On 1 July 2015, Blinky Ltd leased a tyre-making machine from Bill Ltd. The machine cost Bill Ltd $130,000 to manufacture and had a fair value of $154,109 on 1 July 2015. The lease agreement contained the following provisions:

Lease term -4 years

Annual payment, payable in advance on 1 July each year- $41,500

Residual value at end of the lease term- $15,000

Residual guaranteed by lessee -nil

Interest rate implicit in the lease- 8%.

The lease is cancellable only with the permission of the lessor. The expected useful life of the machine is 6 years. Blinky Ltd intends to return the machine to the lessor at the end of the lease term. The annual payment includes an amount of $1500 per annum to cover the costs of maintenance and insurance paid by the lessor on behalf of the lessee.

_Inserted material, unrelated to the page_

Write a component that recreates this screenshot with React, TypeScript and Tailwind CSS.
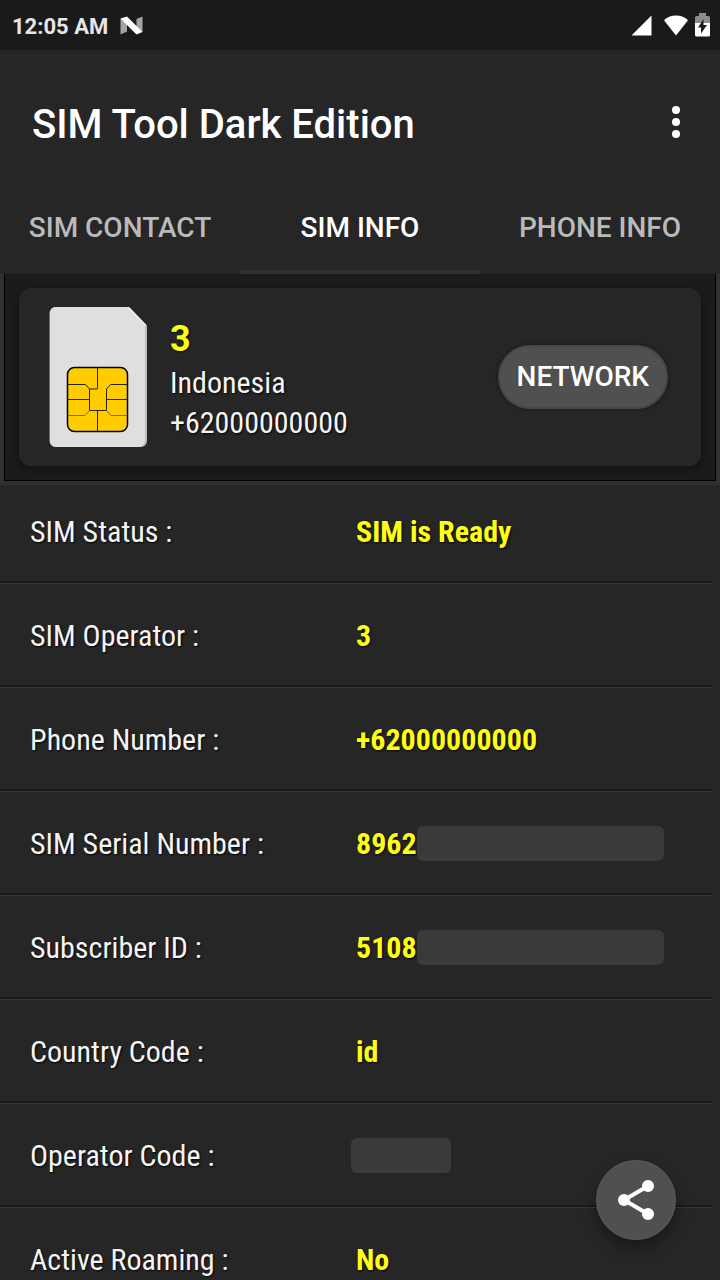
import type { ReactNode } from "react";

type InfoItem = {
  label: string;
  value?: string;
  hidden?: "long" | "short";
};

const tabs = ["SIM CONTACT", "SIM INFO", "PHONE INFO"];

const simInfo: InfoItem[] = [
  { label: "SIM Status :", value: "SIM is Ready" },
  { label: "SIM Operator :", value: "3" },
  { label: "Phone Number :", value: "+62000000000" },
  { label: "SIM Serial Number :", value: "8962", hidden: "long" },
  { label: "Subscriber ID :", value: "5108", hidden: "long" },
  { label: "Country Code :", value: "id" },
  { label: "Operator Code :", hidden: "short" },
  { label: "Active Roaming :", value: "No" },
];

// 1. Status Bar
const StatusBar = () => (
  <div className="flex h-[50px] shrink-0 items-center justify-between bg-[#1a1a1a] pl-3 pr-[10px]">
    <div className="flex items-center gap-3">
      <span className="pt-1 text-[22px] leading-7 font-bold text-[#e6e6e6]">12:05 AM</span>
      <svg width="23" height="19" viewBox="0 0 23 19" aria-hidden="true">
        <path d="M0.5 2.500v16l6.500-3V7zM22.500 0.500v15.500l-6-3V3z" fill="#a3a3a3" />
        <path d="M0.500 2.500L7 0.500l15.500 15.500-6 2.500z" fill="#fff" />
      </svg>
    </div>
    <div className="flex items-center gap-3">
      <svg width="21" height="21" viewBox="0 0 21 21" aria-hidden="true">
        <path d="M20.500 0.500v20H0.500z" fill="#fff" />
      </svg>
      <svg width="24" height="21" viewBox="0 0 24 21" aria-hidden="true">
        <path d="M12 20.500L0 5.200C3 2.200 7 0.500 12 0.500s9 1.700 12 4.700z" fill="#fff" />
      </svg>
      <svg width="15" height="24" viewBox="0 0 15 24" className="-ml-[5px]" aria-hidden="true">
        <path d="M4 0h7v3h2.500a1.500 1.500 0 0 1 1.500 1.500V10H0V4.500A1.500 1.500 0 0 1 1.500 3H4z" fill="#8c8c8c" />
        <path d="M0 10h15v12a1.500 1.500 0 0 1-1.500 1.500h-12A1.500 1.500 0 0 1 0 22z" fill="#fff" />
        <path d="M8.500 6v6H12L6 20.500v-6H3z" fill="#1a1a1a" />
      </svg>
    </div>
  </div>
);

// 2. App Bar
const AppBar = () => (
  <header className="flex h-32 shrink-0 items-center justify-between pt-5 pl-8 pr-6">
    <h1 className="pt-[2px] text-[40px] leading-12 font-medium text-white">SIM Tool Dark Edition</h1>
    <button type="button" aria-label="More options" className="flex h-12 w-10 items-center justify-center pb-1">
      <svg width="8" height="32" viewBox="0 0 8 32" fill="#fff" aria-hidden="true">
        <circle cx="4" cy="4" r="4" />
        <circle cx="4" cy="16" r="4" />
        <circle cx="4" cy="28" r="4" />
      </svg>
    </button>
  </header>
);

// 3. Tab Bar
const TabBar = ({ active }: { active: string }) => (
  <div role="tablist" className="grid h-24 shrink-0 grid-cols-3">
    {tabs.map((tab) => (
      <button
        key={tab}
        type="button"
        role="tab"
        aria-selected={tab === active}
        className={
          tab === active
            ? "border-b-4 border-[#303030] pt-2 text-[28px] leading-8 font-medium text-white"
            : "border-b-4 border-transparent pt-2 text-[28px] leading-8 font-medium text-[#bababa]"
        }
      >
        {tab}
      </button>
    ))}
  </div>
);

// 4. SIM Card Drawing
const SimIcon = () => (
  <svg width="98" height="140" viewBox="0 0 98 140" className="shrink-0" aria-hidden="true">
    <path d="M6.500 0H80l18 19v115a6 6 0 0 1-6 6H6.500a6 6 0 0 1-6-6V6a6 6 0 0 1 6-6z" fill="#bdbdbd" />
    <path d="M7 0h72.500L96 18v115a7 7 0 0 1-6 7H7a6 6 0 0 1-6-6V6a6 6 0 0 1 6-6z" fill="#dfdfdf" />
    <path d="M79.500 0.500L97 18.500" stroke="#f4f4f4" strokeWidth="1.500" />
    <rect x="18.500" y="60.500" width="60" height="64" rx="7" fill="#fc0" stroke="#000" strokeWidth="1.500" />
    <path
      d="M48.500 60v22h-8M19 77.500h17.500l4 4.500v21.500h17V82l4-4.500H78M19 92.500h21.500M57.500 92.500H78M48.500 103.500V124"
      fill="none"
      stroke="#2b2300"
      strokeWidth="1"
    />
    <path d="M40.500 103.500L36 108.500H19M57.500 103.500l4.500 5H78" fill="none" stroke="#8a6e00" strokeWidth="1" />
  </svg>
);

// 5. SIM Summary Card
const SimCard = () => (
  <section className="shrink-0 bg-[#303030] px-1 pb-1">
    <div className="border border-t-0 border-black bg-[#1b1b1b] p-[14px]">
      <div className="flex h-[178px] items-center rounded-xl bg-[#262626] pr-[33px] pl-[30px] shadow-[0_3px_10px_rgba(0,0,0,0.35)]">
        <SimIcon />
        <div className="ml-[23px] flex-1 pt-[3px] text-shadow-[1px_1px_2px_rgba(0,0,0,0.9)]">
          <p className="text-[36px] leading-12 font-bold text-[#ffff14]">3</p>
          <p className="font-['Roboto_Condensed',Roboto,sans-serif] text-[30px] leading-10 text-[#f5f5f5]">Indonesia</p>
          <p className="font-['Roboto_Condensed',Roboto,sans-serif] text-[30px] leading-10 text-[#f5f5f5]">+62000000000</p>
        </div>
        <button
          type="button"
          className="mb-px h-16 rounded-full border-2 border-[#474747] bg-[#505050] px-[17px] pt-px text-[28px] leading-8 font-medium text-white shadow-[0_0_4px_rgba(0,0,0,0.4)]"
        >
          NETWORK
        </button>
      </div>
    </div>
  </section>
);

// 6. Info List
const Value = ({ children }: { children: ReactNode }) => (
  <dd className="flex h-9 flex-1 items-center font-bold text-[#ffff14]">{children}</dd>
);

const InfoRow = ({ item }: { item: InfoItem }) => (
  <div className="mr-2 flex h-[104px] shrink-0 items-center border-b border-[#363636] pl-[30px] shadow-[inset_0_-2px_0_#1a1a1a] first:h-[99px] first:pb-1">
    <dt className="w-[326px] text-[#f5f5f5]">{item.label}</dt>
    <Value>
      {item.value}
      {item.hidden === "long" && <span className="h-[35px] w-[247px] rounded-md bg-[#3a3a3a]" />}
      {item.hidden === "short" && <span className="-ml-[5px] h-[35px] w-[100px] rounded-md bg-[#3a3a3a]" />}
    </Value>
  </div>
);

const InfoList = ({ items }: { items: InfoItem[] }) => (
  <dl className="flex min-h-0 flex-1 flex-col overflow-hidden font-['Roboto_Condensed',Roboto,sans-serif] text-[30px] leading-9 text-shadow-[1px_1px_2px_rgba(0,0,0,0.9)]">
    {items.map((item) => (
      <InfoRow key={item.label} item={item} />
    ))}
  </dl>
);

// 7. Floating Share Button
const ShareButton = () => (
  <button
    type="button"
    aria-label="Share"
    className="absolute right-11 bottom-10 flex size-20 items-center justify-center rounded-full border border-[#5c5c5c] bg-[#505050] shadow-[0_8px_16px_rgba(0,0,0,0.35)]"
  >
    <svg width="36" height="40" viewBox="0 0 36 40" fill="#fff" aria-hidden="true">
      <path d="M30 6L6 20l24 14" fill="none" stroke="#fff" strokeWidth="4" />
      <circle cx="30" cy="6" r="6" />
      <circle cx="6" cy="20" r="6" />
      <circle cx="30" cy="34" r="6" />
    </svg>
  </button>
);

export default function App() {
  return (
    <div className="relative flex h-screen flex-col overflow-hidden bg-[#262626] font-[Roboto,sans-serif]">
      <StatusBar />
      <AppBar />
      <TabBar active="SIM INFO" />
      <SimCard />
      <InfoList items={simInfo} />
      <ShareButton />
    </div>
  );
}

Required: (i) Calculate the present value of the minimum lease payments (PVMLP). (ii) Classify the lease for the lessee. Justify your answer.

(iii) Prepare the lease payment schedule for the lessee, Blinky Ltd (show all workings). (iv) Prepare all the journal entries to account for the lease transactions in the books of the lessee, Blinky Ltd for the financial year ended 30 June 2016. Do not do journal entries for 2017 or 2018.